- 96 Okunma
- 0 Yorum
- 1 Beğeni
TÜM SOKAKLARI BİRLEŞTİREN
“Neden ağlıyorsun?!..” dedim gözlerimle, karşımdaki bankta oturan çocuğa… “Öyle içli içli, hayatın binbir yükünü omuzlamışçasına… Daha öyle küçüksün ki; kimse yüklemeye kıyamamıştır sana herhalde onca yükü… Çok mu abartıyorsun yoksa, seni üzen o şeyi?”
Üstü başı, ‘büyük adam’ olmaya zorlanan çocuklarınkine benzemiyordu hiç… Giysisi, ayakkabıları, her şeyi; sıcacık, konforlu bir evi çağrıştırıyordu… Bir yük varsa da duygusal anlamda olmalıydı. Ama bu gözyaşları ‘öbür çocuklar’ın dünyasına sokuyordu onu yine de; hani şu soyut anlamıyla kalmayıp fiziksel olarak da yükler bindirilen omuzlarına… İşte onlarla arasındaki sınır çizgisini yok ediyordu o yaşlar…

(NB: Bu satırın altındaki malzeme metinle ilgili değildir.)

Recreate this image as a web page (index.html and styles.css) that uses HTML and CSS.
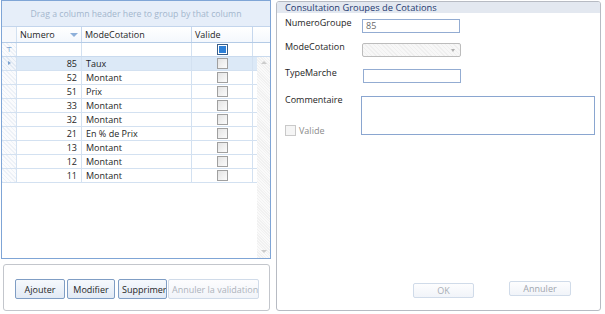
FILE: index.html
```html
<!DOCTYPE html>
<html lang="fr">
<head>
    <meta charset="UTF-8">
    <title>Consultation Groupes de Cotations</title>
    <link rel="stylesheet" href="styles.css">
</head>
<body>
    <div class="app">
        <!-- Colonne gauche : grille + boutons -->
        <div class="left">
            <div class="grid">
                <div class="group-panel">Drag a column header here to group by that column</div>

                <div class="grid-head">
                    <div class="cell rh"></div>
                    <div class="cell head">Numero<span class="sort"></span></div>
                    <div class="cell head">ModeCotation</div>
                    <div class="cell head">Valide</div>
                    <div class="cell head filler"></div>
                </div>

                <div class="grid-filter">
                    <div class="cell rh"><span class="funnel">&#x22A4;</span></div>
                    <div class="cell"></div>
                    <div class="cell"></div>
                    <div class="cell center"><span class="check check-on"></span></div>
                    <div class="cell filler"></div>
                </div>

                <div class="grid-body">
                    <div class="rows" id="rows"></div>
                    <div class="scrollbar">
                        <span class="arrow-up"></span>
                        <span class="arrow-down"></span>
                    </div>
                </div>
            </div>

            <div class="actions">
                <button class="btn">Ajouter</button>
                <button class="btn">Modifier</button>
                <button class="btn btn-clip">Supprimer</button>
                <button class="btn btn-clip btn-off">Annuler la validation</button>
            </div>
        </div>

        <!-- Panneau de droite : détail -->
        <div class="panel">
            <div class="panel-title">Consultation Groupes de Cotations</div>

            <div class="form">
                <div class="field">
                    <label class="lbl">NumeroGroupe</label>
                    <div class="input input-ro">85</div>
                </div>
                <div class="field">
                    <label class="lbl">ModeCotation</label>
                    <div class="input combo"><span class="combo-arrow"></span></div>
                </div>
                <div class="field field-type">
                    <label class="lbl">TypeMarche</label>
                    <div class="input input-type"></div>
                </div>
                <div class="field field-comment">
                    <div class="lbl-col">
                        <label class="lbl">Commentaire</label>
                        <div class="valide"><span class="check check-off"></span>Valide</div>
                    </div>
                    <div class="textarea"></div>
                </div>
            </div>

            <div class="panel-footer">
                <button class="btn btn-off btn-ok">OK</button>
                <button class="btn btn-off btn-cancel">Annuler</button>
            </div>
        </div>
    </div>

    <script>
        // Lignes de la grille
        const groupes = [
            { numero: 85, mode: 'Taux' },
            { numero: 52, mode: 'Montant' },
            { numero: 51, mode: 'Prix' },
            { numero: 33, mode: 'Montant' },
            { numero: 32, mode: 'Montant' },
            { numero: 21, mode: 'En % de Prix' },
            { numero: 13, mode: 'Montant' },
            { numero: 12, mode: 'Montant' },
            { numero: 11, mode: 'Montant' }
        ];

        const rows = document.getElementById('rows');
        groupes.forEach((g, i) => {
            const row = document.createElement('div');
            row.classList.add('row');
            if (i === 0) row.classList.add('row-current');
            row.innerHTML =
                '<div class="cell rh">' + (i === 0 ? '<span class="current"></span>' : '') + '</div>' +
                '<div class="cell num">' + g.numero + '</div>' +
                '<div class="cell">' + g.mode + '</div>' +
                '<div class="cell center"><span class="check"></span></div>';
            rows.appendChild(row);
        });
    </script>
</body>
</html>
```

FILE: styles.css
```css
/* Base */
* {
    margin: 0;
    padding: 0;
    box-sizing: border-box;
}

body {
    background: #ffffff;
    color: #1e1e1e;
    font-family: 'Open Sans', 'Noto Sans', sans-serif;
    font-size: 9px;
    width: 605px;
    height: 314px;
    overflow: hidden;
}

.app {
    display: flex;
    height: 314px;
}

/* Colonne gauche */
.left {
    width: 270px;
    margin-left: 1px;
    display: flex;
    flex-direction: column;
}

.grid {
    height: 259px;
    border: 1px solid #7fa5d6;
    display: flex;
    flex-direction: column;
    background: #ffffff;
}

.group-panel {
    height: 26px;
    background: #e6eef9;
    border-bottom: 1px solid #c3d5ec;
    color: #a3b6cd;
    text-align: center;
    line-height: 26px;
    font-size: 8.7px;
}

.grid-head,
.grid-filter,
.row {
    display: grid;
    grid-template-columns: 15px 65px 110px 61px 1fr;
}

.row {
    grid-template-columns: 15px 65px 110px 61px;
    height: 14px;
    border-bottom: 1px solid #d3e1f1;
}

.grid-head {
    height: 16px;
    border-bottom: 1px solid #b4cbe6;
    background: linear-gradient(#ffffff, #f4f8fd);
}

.grid-filter {
    height: 14px;
    border-bottom: 1px solid #c9daee;
}

.cell {
    border-right: 1px solid #d3e1f1;
    line-height: 13px;
    padding: 0 4px;
    white-space: nowrap;
    overflow: hidden;
    position: relative;
}

.head {
    line-height: 15px;
    padding-left: 3px;
    border-right-color: #c6d7ed;
}

.filler {
    border-right: none;
}

.rh {
    padding: 0;
    background: repeating-linear-gradient(45deg, #edf1f7 0 1px, #fafbfd 1px 3px);
}

.grid-head .rh {
    background: #f6f8fc;
}

.num {
    text-align: right;
}

.center {
    display: flex;
    align-items: center;
    justify-content: center;
}

.sort {
    position: absolute;
    right: 3px;
    top: 6px;
    border-left: 4px solid transparent;
    border-right: 4px solid transparent;
    border-top: 4px solid #8eb0da;
}

.funnel {
    display: block;
    text-align: center;
    color: #4f86c6;
    font-size: 7px;
    line-height: 13px;
}

.current {
    position: absolute;
    left: 6px;
    top: 4px;
    border-top: 2.5px solid transparent;
    border-bottom: 2.5px solid transparent;
    border-left: 3px solid #7fa3cf;
}

.row-current {
    background: #dce9f7;
}

.row-current .rh {
    background: repeating-linear-gradient(45deg, #e2eaf4 0 1px, #f3f6fb 1px 3px);
}

.grid-body {
    flex: 1;
    display: flex;
}

.rows {
    flex: 1;
}

.scrollbar {
    width: 13px;
    background: repeating-linear-gradient(45deg, #f1f1f1 0 1px, #fafafa 1px 2px);
    position: relative;
}

.arrow-up,
.arrow-down {
    position: absolute;
    left: 4px;
    border-left: 3px solid transparent;
    border-right: 3px solid transparent;
}

.arrow-up {
    top: 4px;
    border-bottom: 3px solid #cccccc;
}

.arrow-down {
    bottom: 5px;
    border-top: 3px solid #cccccc;
}

/* Cases à cocher */
.check {
    display: inline-block;
    width: 11px;
    height: 11px;
    border: 1px solid #a0a0a0;
    background: linear-gradient(135deg, #e4e4e4, #fbfbfb);
}

.check-on {
    border-color: #3a5f8a;
    background: #2d7fd6;
    box-shadow: inset 0 0 0 1px #ffffff;
}

.check-off {
    border-color: #c9c9c9;
    background: #f5f5f5;
}

/* Boutons */
.actions {
    margin: 5px 0 0 2px;
    width: 267px;
    height: 47px;
    border: 1px solid #c3c6cc;
    border-radius: 3px;
    display: flex;
    align-items: flex-start;
    gap: 2px;
    padding: 14px 0 0 11px;
}

.btn {
    font-family: inherit;
    font-size: 9px;
    color: #1e1e1e;
    height: 20px;
    padding: 0 2px;
    border: 1px solid #7f9dc4;
    border-radius: 2px;
    background: linear-gradient(#f6f9fd, #e2eaf5);
    white-space: nowrap;
    overflow: hidden;
}

.actions .btn:nth-child(1) { width: 50px; }
.actions .btn:nth-child(2) { width: 48px; }
.actions .btn:nth-child(3) { width: 49px; margin-left: 1px; }
.actions .btn:nth-child(4) { width: 91px; margin-left: -1px; }

.btn-clip {
    text-align: left;
    padding-left: 3px;
}

.btn-off {
    color: #adb3bb;
    border-color: #d0dbe9;
    background: linear-gradient(#fdfdfe, #f1f4f9);
}

/* Panneau de droite */
.panel {
    margin: 1px 0 0 5px;
    width: 325px;
    height: 310px;
    border: 1px solid #b7bbc3;
    border-radius: 3px;
    display: flex;
    flex-direction: column;
    overflow: hidden;
}

.panel-title {
    height: 11px;
    background: #e3e8f0;
    color: #1f3a70;
    line-height: 11px;
    padding-left: 8px;
    font-size: 9.3px;
}

.form {
    display: flex;
    flex-direction: column;
    gap: 10px;
    padding: 6px 0 0 8px;
}

.field {
    display: flex;
    align-items: flex-start;
}

.field-type {
    margin-top: 2px;
}

.field-comment {
    margin-top: 3px;
}

.lbl {
    width: 77px;
    line-height: 12px;
    margin-top: -2px;
    display: block;
}

.lbl-col {
    width: 76px;
    height: 39px;
    display: flex;
    flex-direction: column;
    justify-content: space-between;
}

.valide {
    display: flex;
    align-items: center;
    gap: 3px;
    color: #8c8c8c;
    margin-bottom: -2px;
}

.input {
    width: 98px;
    height: 14px;
    border: 1px solid #93acd2;
    line-height: 12px;
    padding-left: 3px;
    position: relative;
}

.input-ro {
    color: #6a6a6a;
}

.input-type {
    margin-left: 1px;
}

.combo {
    width: 99px;
    border-color: #bcbcbc;
    border-radius: 2px;
    background: repeating-linear-gradient(45deg, #efefef 0 1px, #f7f7f7 1px 3px);
}

.combo-arrow {
    position: absolute;
    right: 5px;
    top: 5px;
    border-left: 2.5px solid transparent;
    border-right: 2.5px solid transparent;
    border-top: 3px solid #b0b0b0;
}

.textarea {
    width: 234px;
    height: 39px;
    border: 1px solid #8aa6d0;
}

.panel-footer {
    margin-top: auto;
    display: flex;
    align-items: flex-start;
    padding: 0 0 12px 136px;
}

.btn-ok {
    width: 61px;
    height: 15px;
    margin-top: 2px;
    color: #a9aeb5;
}

.btn-cancel {
    width: 62px;
    height: 15px;
    margin-left: 35px;
    color: #9fa5ad;
}
```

Küçük bir çocuk ağlıyorsa; evleri, giysileri, gidilen okulları, yenen yemekleri… Kısacası; ‘farklı dünyaların sokakları’nı birbirinden ayıran o çizgi de un ufak oluyor, o iki çok farklı sokağın çocuğunu bir parkta oynayan iki arkadaş ediyordu bir anda, yanaklarından ılık ılık süzülen o gözyaşları…
Böyle ağlıyorsa bir çocuk; ortaya böyle sakınmadan koyabiliyorsa kendini; evini, ailesini, mahallesini üzerinden sıyırıp atacak kadar yalnız kalabiliyorsa kendiyle… Hiçbir sokak uzak düşmezdi çünkü kendininkine…
O konforlu ev, envai çeşit yiyecek dolu sofra, pahalı giysiler; sıvası dökülmüş evlerin olduğu, kirli suların aktığı o sokaklardan hiç de uzak olmadığını gösterirdi kendi tertemiz sokağının… “Ben de ağlıyorum işte!..” derdi o çocuk. “Demek ki bütün o ihtişam, o rengarenk şeyler; eski püskü giysileriyle ortalıkta dolaşan o çocukların gözyaşlarından uzakta tutmaya yetmiyor beni… Sınır çizgisi çekmiyor onların sokağıyla benimkinin arasına… Demek mutluluk da, gözyaşları da çok ayrı bir yerde… Sınır çizgilerinin olmadığı, tüm sokakları birleştiren…”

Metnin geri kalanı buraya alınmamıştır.